A neighbour in the McAleese home village of Rostrevor describes Martin McAleese as "a very friendly person". "He and Mary are a very, very close couple and Martin has always been extremely supportive of her," he says.
The GAA fan and former captain of the minor Antrim football team - his career was cut short by a knee injury - is "big into fitness", he says, and was often seen jogging around the highways and byways of Rostrevor.
The McAleeses and their three children are regulars at the AllIreland final, despite the fact that their attendance this year as part of Mary McAleese's campaign schedule was viewed as a cynical vote-getter by some. Tickets for next year's final will be easier to find, Martin McAleese has quipped.
"He is quite a useful golfer and likes hill walking," said an old university pal, Liam Murphy. "He is a very down-to-earth fellow, unassuming. He will definitely carve out a niche for himself over the next seven years."
John Mulholland, a schoolfriend now a barrister in Dublin, agreed: "He will not be the type to play golf for the duration of Mary's term in office. He is extremely well read and will be interested and involved in anything Mary is doing as President."
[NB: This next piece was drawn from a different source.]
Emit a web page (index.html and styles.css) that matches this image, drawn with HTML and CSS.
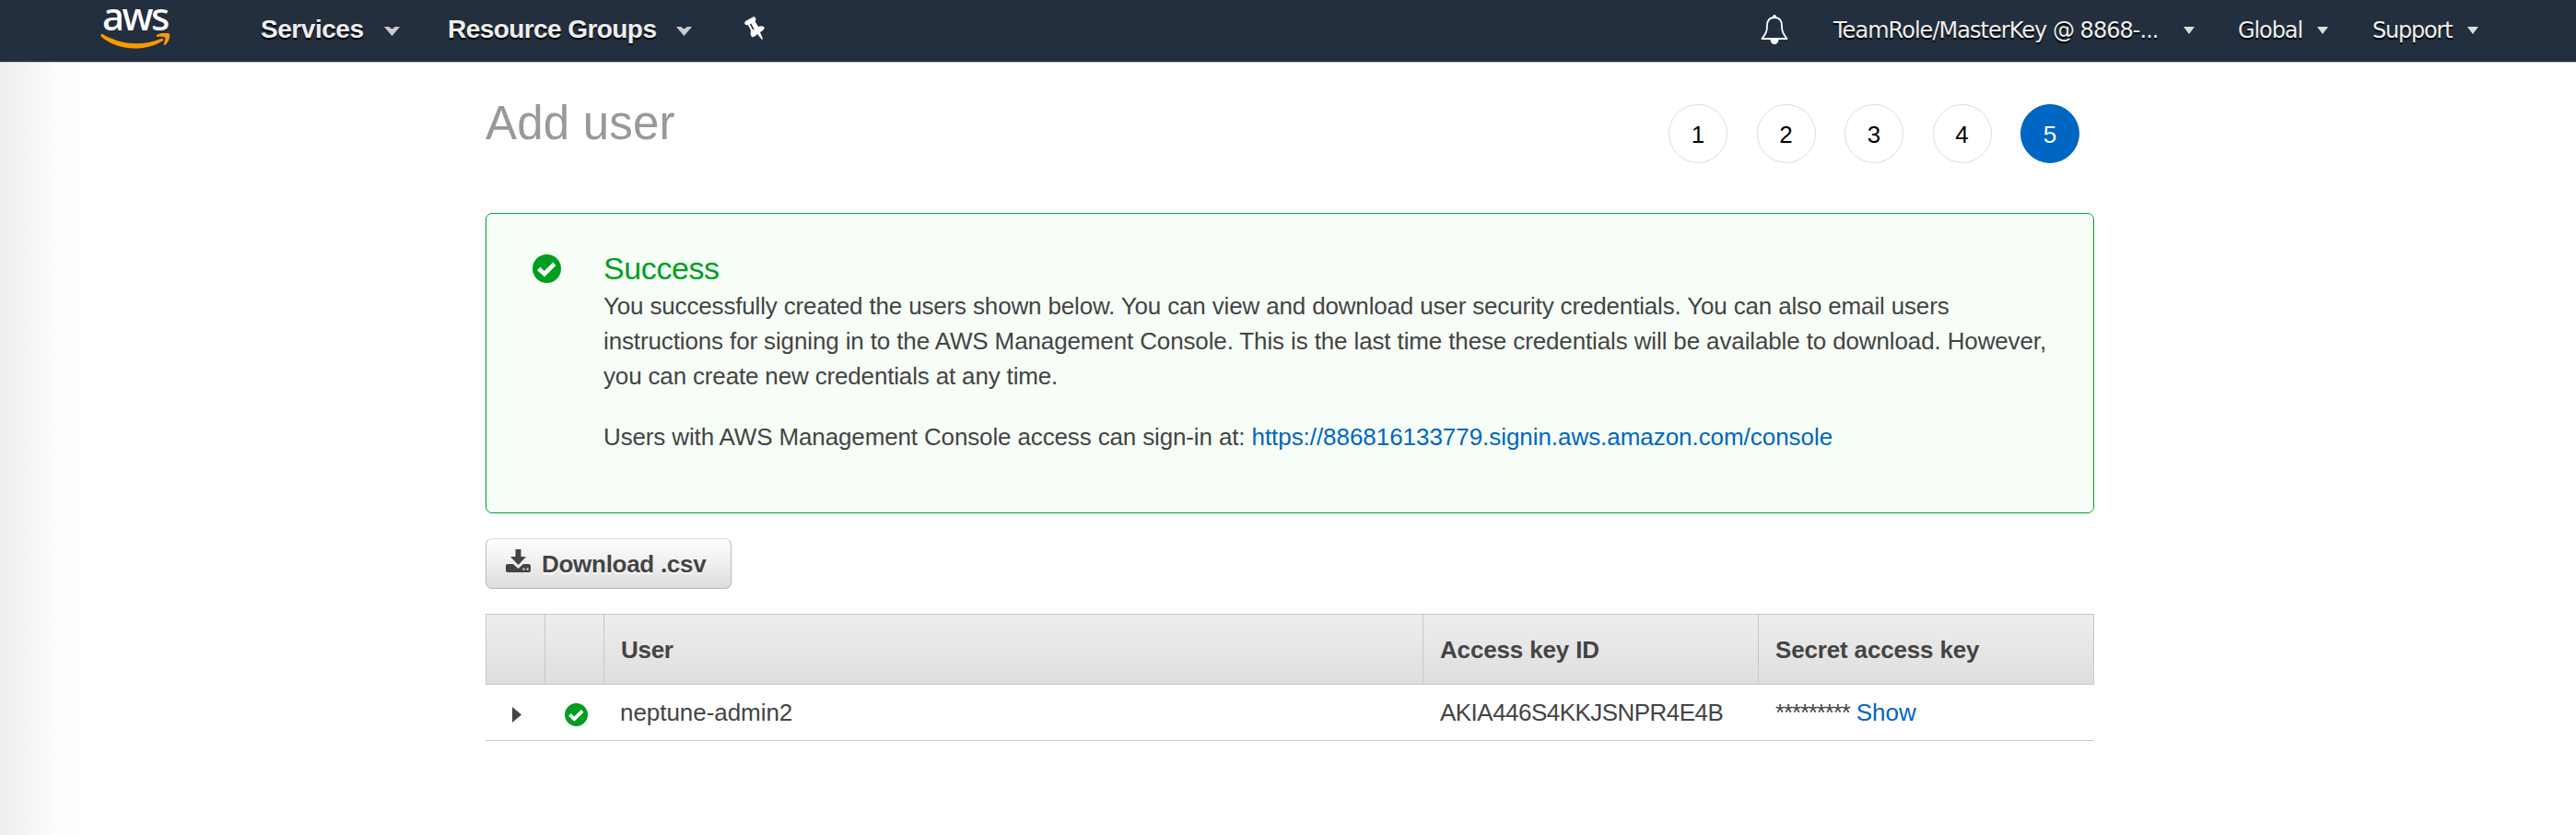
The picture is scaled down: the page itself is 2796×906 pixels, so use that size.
FILE: index.html
```html
<!DOCTYPE html>
<html lang="en">
<head>
<meta charset="utf-8">
<title>Add user</title>
<link rel="stylesheet" href="styles.css">
</head>
<body>
<header class="nav">
  <div class="logo">
    <span class="logo-text">aws</span>
    <svg class="smile" viewBox="0 0 76 17"><path fill="#f90" d="M1 1Q2 0 4 2C24 13 46 14 66 6Q69 5 68 8C50 20 20 20 1 4Q0 2 1 1ZM61 2C66-1 74-1 75 1C76 5 73 11 70 13Q68 13 69 11C71 6 71 4 68 4Q64 3 62 4Q60 3 61 2Z"/></svg>
  </div>
  <span class="menu services">Services</span>
  <svg class="chev chev-a" viewBox="0 0 17 10"><path d="M0 0H5L8.500 2.500L12 0H17L8.500 10Z"/></svg>
  <span class="menu groups">Resource Groups</span>
  <svg class="chev chev-b" viewBox="0 0 17 10"><path d="M0 0H5L8.500 2.500L12 0H17L8.500 10Z"/></svg>
  <svg class="pin" viewBox="0 0 22 25"><path fill="#fff" d="M1 5L10 0L12 1Q13 4 11.500 5L15 11Q20 9 22 12Q21 15 17 17L20 24L19 25L14 19Q11 23 8 22Q6 20 7 15L4 9Q1 10 0 7Z"/><path d="M6.500 8L10 14" stroke="#232f3e" stroke-width="1.500"/></svg>
  <svg class="bell" viewBox="0 0 30 32"><path fill="none" stroke="#fff" stroke-width="1.800" stroke-linejoin="round" d="M15 3C9 3 7 7 7 12C7 19 5 21 1.500 26H28.500C25 21 23 19 23 12C23 7 21 3 15 3Z"/><path fill="#fff" d="M13 3Q13 0 15 0Q17 0 17 3ZM10.500 27H19.500Q19 32 15 32Q11 32 10.500 27Z"/></svg>
  <span class="item account">TeamRole/MasterKey @ 8868-...</span><i class="caret caret-a"></i>
  <span class="item region">Global</span><i class="caret caret-b"></i>
  <span class="item support">Support</span><i class="caret caret-c"></i>
</header>
<main class="page">
  <div class="head">
    <h1 class="title">Add user</h1>
    <div class="steps"><span class="step">1</span><span class="step">2</span><span class="step">3</span><span class="step">4</span><span class="step active">5</span></div>
  </div>
  <section class="alert">
    <svg class="ok" viewBox="0 0 30 30"><circle cx="15" cy="15" r="15" fill="#009e1f"/><path d="M6.500 15L12.500 20.500L23 10" fill="none" stroke="#fff" stroke-width="4.500"/></svg>
    <div class="body">
      <h2 class="alert-title">Success</h2>
      <p class="line l1">You successfully created the users shown below. You can view and download user security credentials. You can also email users</p>
      <p class="line l2">instructions for signing in to the AWS Management Console. This is the last time these credentials will be available to download. However,</p>
      <p class="line l3">you can create new credentials at any time.</p>
      <p class="line signin"><span class="l4">Users with AWS Management Console access can sign-in at: </span><a class="link url">https://886816133779.signin.aws.amazon.com/console</a></p>
    </div>
  </section>
  <button class="btn">
    <svg class="dl" viewBox="0 0 27 25"><path fill="#444" d="M10.500 0H16.500V8H22L13.500 17L5 8H10.500ZM2 16H8L13.500 21L19 16H25Q27 16 27 18V23Q27 25 25 25H2Q0 25 0 23V18Q0 16 2 16Z"/><path fill="#eee" d="M18.500 20.500h2v2h-2zM22.500 20.500h2v2h-2z"/></svg>
    <span class="btn-text">Download .csv</span>
  </button>
  <div class="table">
    <div class="row thead"><div class="cell"></div><div class="cell"></div><div class="cell"><span class="h-user">User</span></div><div class="cell"><span class="h-key">Access key ID</span></div><div class="cell"><span class="h-secret">Secret access key</span></div></div>
    <div class="row trow"><div class="cell arrow"><svg class="tri" viewBox="0 0 10 17"><path fill="#444" d="M0 0L10 8.500L0 17Z"/></svg></div><div class="cell status"><svg class="ok small" viewBox="0 0 30 30"><circle cx="15" cy="15" r="15" fill="#009e1f"/><path d="M6.500 15L12.500 20.500L23 10" fill="none" stroke="#fff" stroke-width="4.500"/></svg></div><div class="cell"><span class="name">neptune-admin2</span></div><div class="cell"><span class="key">AKIA446S4KKJSNPR4E4B</span></div><div class="cell"><span class="mask">*********</span><a class="link show">Show</a></div></div>
  </div>
</main>
</body>
</html>
```
FILE: styles.css
```css
* { box-sizing: border-box; }
body { margin: 0; height: 906px; overflow: hidden; font: 26px/38px "Liberation Sans", Arial, sans-serif; color: #444; background: linear-gradient(90deg, #eee 0, #f5f5f5 30px, #fcfcfc 60px, #fff 90px); }
h1, h2, p { margin: 0; font-weight: 400; }
span, a, p, h1, h2 { white-space: pre; }
.nav { display: flex; align-items: flex-start; height: 68px; background: #232f3e; border-bottom: 1px solid #c4c7cb; padding-left: 109px; }
.nav > * { flex: none; }
.logo { width: 174px; height: 67px; display: flex; flex-direction: column; }
.logo-text { font: 500 42px/34px "Noto Sans", sans-serif; letter-spacing: -2.5px; color: #fff; height: 36px; padding-left: 2px; }
.smile { width: 76px; height: 17px; }
.menu { font-weight: 700; font-size: 28px; line-height: 32px; margin-top: 16px; color: #eee; text-shadow: 0 2px 1px #000; }
.services { width: 134px; letter-spacing: -0.45px; }
.chev { width: 17px; height: 10px; margin-top: 29px; fill: #ccc; }
.chev-a { margin-right: 52px; }
.groups { width: 248px; letter-spacing: -0.57px; }
.chev-b { margin-right: 57px; }
.pin { width: 22px; height: 25px; margin-top: 18px; margin-right: 1081px; }
.bell { width: 30px; height: 32px; margin-top: 16px; margin-right: 49px; }
.item { font: 24px/30px "DejaVu Sans", Verdana, sans-serif; margin-top: 18px; color: #eee; text-shadow: 0 2px 1px #000; }
.account { width: 380px; letter-spacing: -0.97px; }
.region { width: 86px; letter-spacing: -1.1px; }
.support { width: 103px; letter-spacing: -1.2px; }
.caret { border: 6.500px solid transparent; border-top: 8px solid #ddd; border-bottom: 0; margin-top: 29px; }
.caret-a { margin-right: 47px; }
.caret-b { margin-right: 48px; }
.page { width: 1746px; margin-left: 527px; }
.head { display: flex; justify-content: space-between; height: 163px; padding: 36px 16px 0 0; }
.title { font-size: 51px; line-height: 60px; color: #999; letter-spacing: 0.2px; }
.steps { display: flex; gap: 31.500px; margin-top: 9px; }
.step { width: 64px; height: 64px; border: 1px solid #ddd; border-radius: 50%; text-align: center; line-height: 64px; color: #000; background: #fff; }
.step.active { background: #0066c3; color: #fff; border-color: #0066c3; }
.alert { display: flex; height: 326px; border: 1px solid #00a02c; border-radius: 7px; background: #f6fef7; padding: 40px 0 0 50px; }
.ok { width: 31px; height: 31px; margin-top: 4px; flex: none; }
.body { margin-left: 46px; }
.alert-title { font-size: 34px; line-height: 38px; color: #009e1f; height: 41px; letter-spacing: -0.4px; }
.line { height: 38px; }
.l1 { letter-spacing: -0.16px; }
.l2 { letter-spacing: -0.13px; }
.l3 { letter-spacing: -0.16px; }
.l4 { letter-spacing: -0.14px; }
.url { letter-spacing: -0.05px; }
.signin { margin-top: 28px; }
.link { color: #0066c0; }
.btn { display: flex; align-items: flex-start; width: 267px; height: 55px; margin: 27px 0; padding: 11px 0 0 21px; border: 1px solid #b8b8b8; border-top-color: #ddd; border-radius: 7px; background: linear-gradient(#fff, #ddd); font: 700 26px/38px "Liberation Sans", Arial, sans-serif; color: #444; }
.dl { width: 27px; height: 25px; margin-right: 12px; }
.btn-text { margin-top: -3px; text-shadow: 0 2px 1px #fff; letter-spacing: -0.28px; }
.row { display: grid; grid-template-columns: 64px 64px 889px 364px 365px; }
.thead { height: 77px; border: 1px solid #c8c8c8; background: linear-gradient(#eee, #dedede); font-weight: 700; }
.thead .cell { padding: 19px 0 0 18px; border-right: 1px solid #c8c8c8; }
.thead .cell:last-child { border: 0; }
.h-user { letter-spacing: -0.3px; }
.h-key, .h-secret { letter-spacing: -0.16px; }
.trow { height: 61px; border-bottom: 1px solid #c8c8c8; }
.trow .cell { padding: 11px 0 0 19px; }
.trow .cell:nth-child(3) { padding-left: 18px; }
.trow .arrow { padding: 24px 0 0 29px; line-height: 0; }
.tri { width: 10px; height: 17px; }
.trow .status { padding: 20px 0 0 22px; line-height: 0; }
.small { width: 25px; height: 25px; margin: 0; }
.name { letter-spacing: -0.05px; }
.key { letter-spacing: -0.53px; }
.mask { letter-spacing: -1.15px; }
.show { margin-left: 7px; }
```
In an interview some years ago Mrs McAleese articulated the secret of their success: "Martin is serious and quiet with a mischievous sense of humour. And he's a very calm person, whereas I'm a bit fiery. We're a very good match".
Martin McAleese has already intimated that it is this bond that will inevitably see the couple through the next seven years: "I think it will be as it has always has been - that I will be a friend as well as a husband. I can't see our own relationship changing because that has been based on trust and communication".
And whatever happens, he can always call Nick.